Write out the listing below exactly, and omit any images you find in it.

>>>>>

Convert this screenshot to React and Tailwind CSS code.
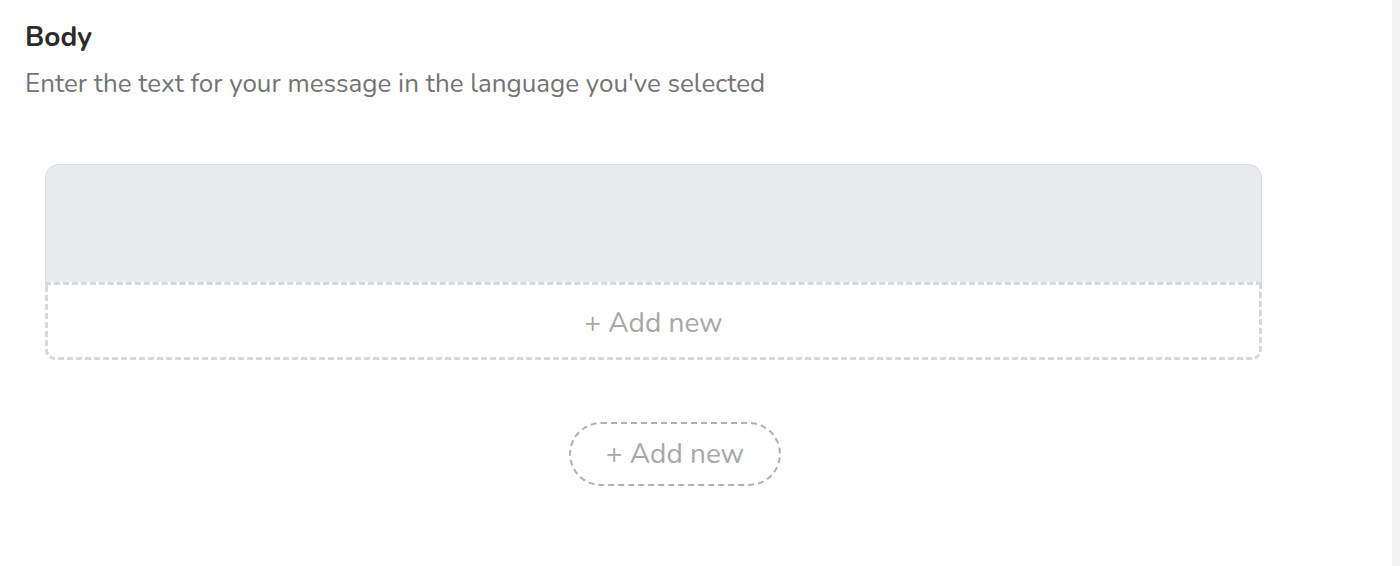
export default function App() {
  return (
    <div
      className="flex min-h-[566px] w-[1400px] bg-white"
      style={{ fontFamily: "Nunito, Lato, 'Noto Sans', sans-serif" }}
    >
      <div className="flex-1 pl-[25px] pr-[20px] pt-[20px]">
        <h2 className="text-[28px] font-bold leading-[34px] text-[#2b2b2b]">Body</h2>
        <p className="mt-[13px] text-[26px] leading-[34px] text-[#747474]">
          Enter the text for your message in the language you've selected
        </p>

        <div className="ml-[20px] mt-[63px] w-[1217px]">
          <div className="h-[118px] rounded-t-[14px] border border-b-0 border-[#dcdde1] bg-[#e9eaee]" />
          <button className="flex h-[78px] w-full items-center justify-center rounded-b-[10px] border-[3px] border-dashed border-[#d8d8d8] bg-white pt-[3px] text-[28px] text-[#a8a8a8]">
            + Add new
          </button>
        </div>

        <div className="ml-[544px] mt-[62px]">
          <button className="flex h-[64px] w-[212px] items-center justify-center rounded-full border-2 border-dashed border-[#b0b0b0] text-[28px] text-[#a8a8a8]">
            + Add new
          </button>
        </div>
      </div>
      <div className="w-[8px] bg-[#f3f3f3]" />
    </div>
  );
}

<<<<<

Finished answer –
Convert this screenshot to React and Tailwind CSS code.
export default function App() {
  return (
    <div
      className="flex min-h-[566px] w-[1400px] bg-white"
      style={{ fontFamily: "Nunito, Lato, 'Noto Sans', sans-serif" }}
    >
      <div className="flex-1 pl-[25px] pr-[20px] pt-[20px]">
        <h2 className="text-[28px] font-bold leading-[34px] text-[#2b2b2b]">Body</h2>
        <p className="mt-[13px] text-[26px] leading-[34px] text-[#747474]">
          Enter the text for your message in the language you've selected
        </p>

        <div className="ml-[20px] mt-[63px] w-[1217px]">
          <div className="h-[118px] rounded-t-[14px] border border-b-0 border-[#dcdde1] bg-[#e9eaee]" />
          <button className="flex h-[78px] w-full items-center justify-center rounded-b-[10px] border-[3px] border-dashed border-[#d8d8d8] bg-white pt-[3px] text-[28px] text-[#a8a8a8]">
            + Add new
          </button>
        </div>

        <div className="ml-[544px] mt-[62px]">
          <button className="flex h-[64px] w-[212px] items-center justify-center rounded-full border-2 border-dashed border-[#b0b0b0] text-[28px] text-[#a8a8a8]">
            + Add new
          </button>
        </div>
      </div>
      <div className="w-[8px] bg-[#f3f3f3]" />
    </div>
  );
}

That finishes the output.